The indictment against Peter Kisang Kim, a 20-year veteran of the San Jose-based semiconductor and infrastructure software product company, was unsealed yesterday.
Kim allegedly lifted the trade secrets from one of Broadcom’s employee-only repositories as he prepared to leave the company in July of 2020. The stolen information included details of what the US Justice Department described as products “associated with a Broadcom family of chips often used in high-volume data centers”.
Kim’s new employer, where he started work ten days after leaving Broadcom, was a China-based chip start-up that targets the Middle Kingdom’s domestic market for networking silicon and related chip design services.
The US Attorney’s office in San Francisco alleges that over the next nine months Kim used Broadcom trade secrets on devices he worked on at his new gig.
Kim’s been charged with 18 counts of trade secret theft, which could result in ten years jail time, a $250,000 fine and three years of supervised release – for each of the counts. That means up to 180 years and $4.5 million. He has pleaded not guilty and is out on bond.
The US does not want China getting its hands on digital technology trade secrets. In late 2020 its Department of Homeland Security published a guide that warned against even using Chinese tech for fear of theft of trade secrets, plus other risks. While Beijing has promised to maybe kinda stop the economic espionage of the past, the longstanding IP theft appears to persist.
But just what leaked from Broadcom is unclear and the DoJ’s description of “chips often used in high-volume data centers” could mean almost anything.
The Reg can’t imagine it means the Fiber Channel products Broadcom purchasedalong with Brocade in 2016 – an analysis we offer with full admiration for the SAN tech, and a little regret that it never got the reception it deserved.
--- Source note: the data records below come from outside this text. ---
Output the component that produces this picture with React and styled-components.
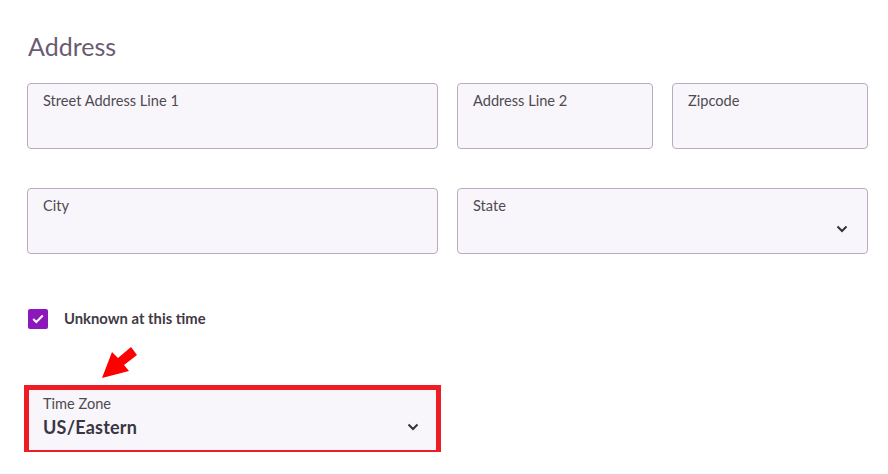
import React from "react";
import styled, { createGlobalStyle } from "styled-components";

const GlobalStyle = createGlobalStyle`
  body {
    margin: 0;
    background: #ffffff;
    font-family: Lato, "Open Sans", sans-serif;
  }
`;

const Page = styled.div`
  position: relative;
  padding: 29px 0 0 27px;
  width: 841px;
`;

const Heading = styled.h2`
  margin: 0 0 0 1px;
  font-size: 25px;
  line-height: 34px;
  font-weight: 400;
  color: #6a5b73;
`;

const Grid = styled.div`
  display: grid;
  grid-template-columns: 411px 196px 196px;
  column-gap: 19px;
  row-gap: 39px;
  margin-top: 20px;
`;

const Field = styled.div`
  box-sizing: border-box;
  grid-column: ${props => props.span || "auto"};
  height: 66px;
  padding: 8px 19px 0 15px;
  border: 1px solid #b9abc3;
  border-radius: 4px;
  background: #f8f6fa;
  display: flex;
  flex-direction: column;
`;

const HighlightField = styled(Field)`
  width: 411px;
  height: 64px;
  border: 2px solid #ee1c25;
  border-radius: 0;
  padding: 5px 17px 0 14px;
  box-shadow: 0 0 0 3px #ee1c25;
`;

const Label = styled.span`
  font-size: 14.6px;
  line-height: 18px;
  color: #4f4a52;
`;

const ValueRow = styled.div`
  display: flex;
  align-items: center;
  justify-content: space-between;
  height: 28px;
`;

const Value = styled.span`
  font-size: 18px;
  font-weight: 700;
  color: #3a3540;
  letter-spacing: 0.2px;
`;

const CheckRow = styled.label`
  display: flex;
  align-items: center;
  gap: 16px;
  margin-top: 55px;
  margin-left: 1px;
`;

const CheckBox = styled.span`
  width: 20px;
  height: 20px;
  border-radius: 2px;
  background: #8c17bb;
  display: flex;
  align-items: center;
  justify-content: center;
`;

const CheckText = styled.span`
  font-size: 14.8px;
  font-weight: 700;
  color: #3f3a44;
  margin-top: -3px;
`;

const TimeZoneWrap = styled.div`
  margin-top: 59px;
`;

const Arrow = styled.svg`
  position: absolute;
  left: 98px;
  top: 345px;
`;

function Chevron() {
  return (
    <svg width="12" height="8" viewBox="0 0 12 8">
      <path d="M1.5 1.5 L6 6 L10.5 1.5" fill="none" stroke="#333" strokeWidth="2" />
    </svg>
  );
}

function TextField({ label, span }) {
  return (
    <Field span={span}>
      <Label>{label}</Label>
    </Field>
  );
}

function SelectField({ label, span, value }) {
  return (
    <Field span={span}>
      <Label>{label}</Label>
      <ValueRow>
        <Value>{value}</Value>
        <Chevron />
      </ValueRow>
    </Field>
  );
}

export default function App() {
  return (
    <>
      <GlobalStyle />
      <Page>
        <Heading>Address</Heading>
        <Grid>
          <TextField label="Street Address Line 1" />
          <TextField label="Address Line 2" />
          <TextField label="Zipcode" />
          <TextField label="City" />
          <SelectField label="State" span="2 / 4" />
        </Grid>
        <CheckRow>
          <CheckBox>
            <svg width="12" height="10" viewBox="0 0 12 10">
              <path d="M1.2 5 L4.3 8 L10.8 1.5" fill="none" stroke="#fff" strokeWidth="2" />
            </svg>
          </CheckBox>
          <CheckText>Unknown at this time</CheckText>
        </CheckRow>
        <TimeZoneWrap>
          <HighlightField>
            <Label>Time Zone</Label>
            <ValueRow>
              <Value>US/Eastern</Value>
              <Chevron />
            </ValueRow>
          </HighlightField>
        </TimeZoneWrap>
        <Arrow width="42" height="36" viewBox="98 345 42 36">
          <polygon
            points="102,378 112,352 118,358 131,347 137,355 124,365 129,371"
            fill="#ff0000"
          />
        </Arrow>
      </Page>
    </>
  );
}
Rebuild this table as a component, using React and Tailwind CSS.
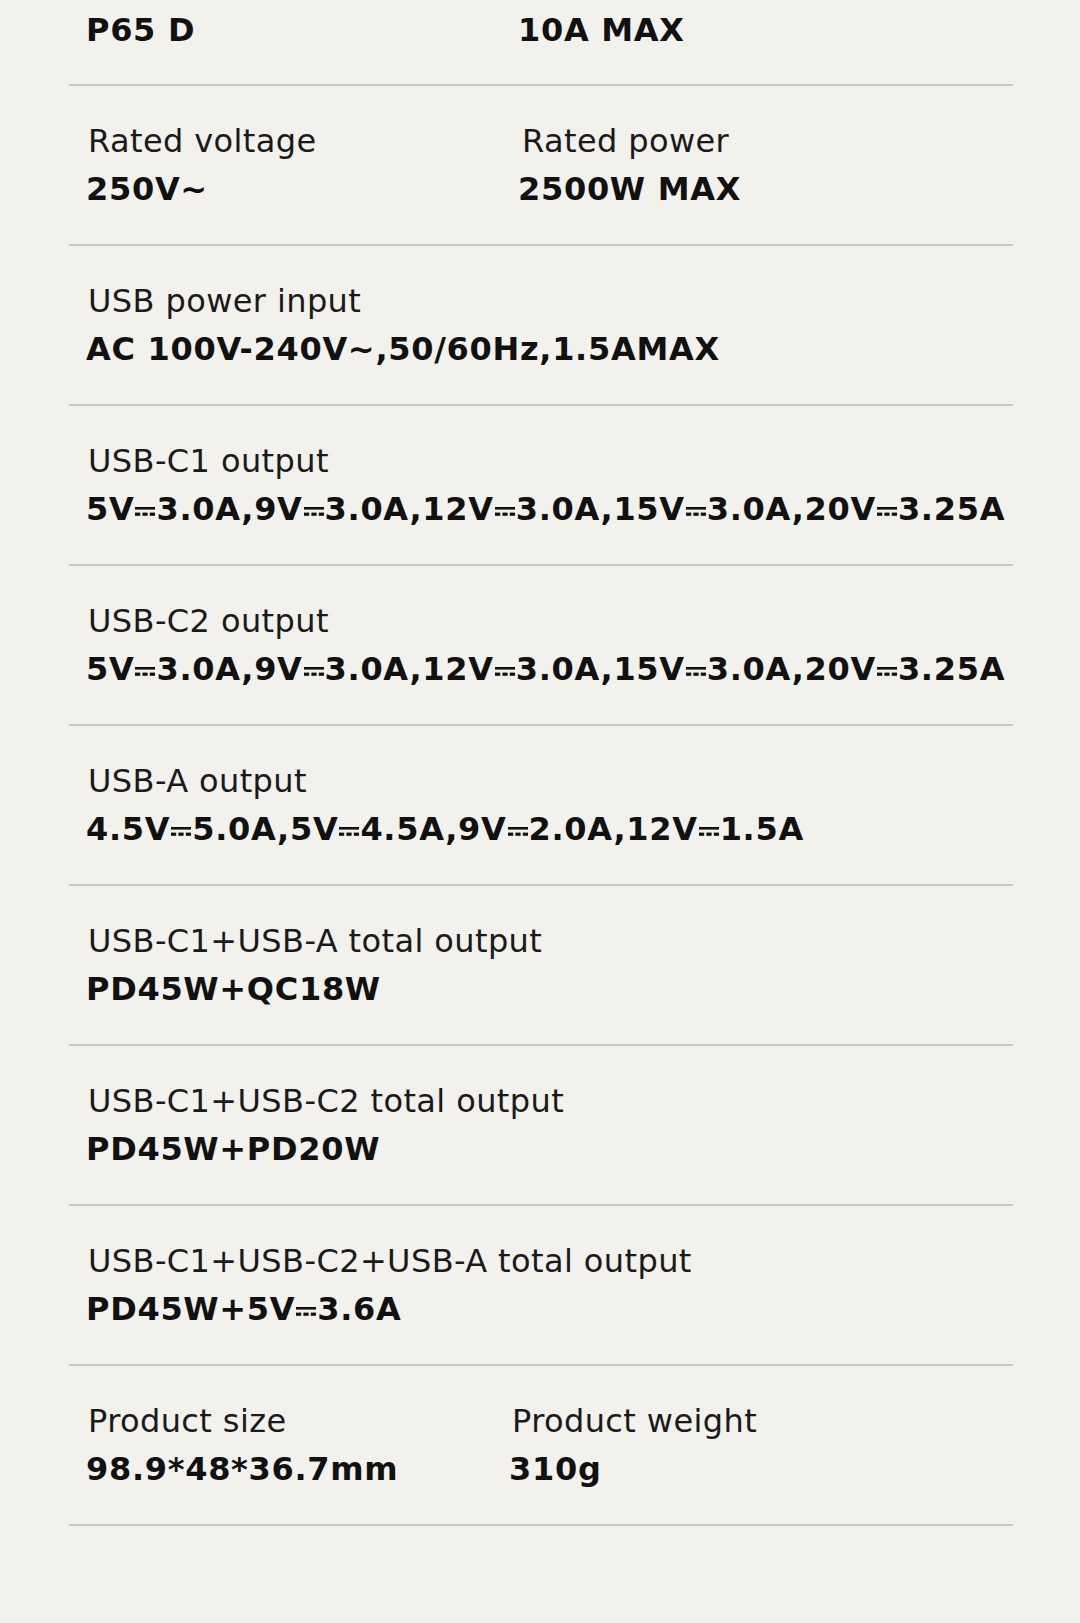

In other Broadcom news, the company spent yesterday talking to investors about its software portfolio, which is dominated by the remnants of Symantec and CA.
The company revealed that its software biz delivers $5.2 billion of annual recurring revenue, more than half of which comes from subscriptions. Investors were told that Broadcom Software has “grown both average deal duration by increasing multiyear bookings as well as the number of deals that represent more than $1 million of annualized booking value”.
Its strategy is to focus on “partnering with the largest multinational customers to provide a comprehensive portfolio of industry-leading solutions and generate sustainable revenue”.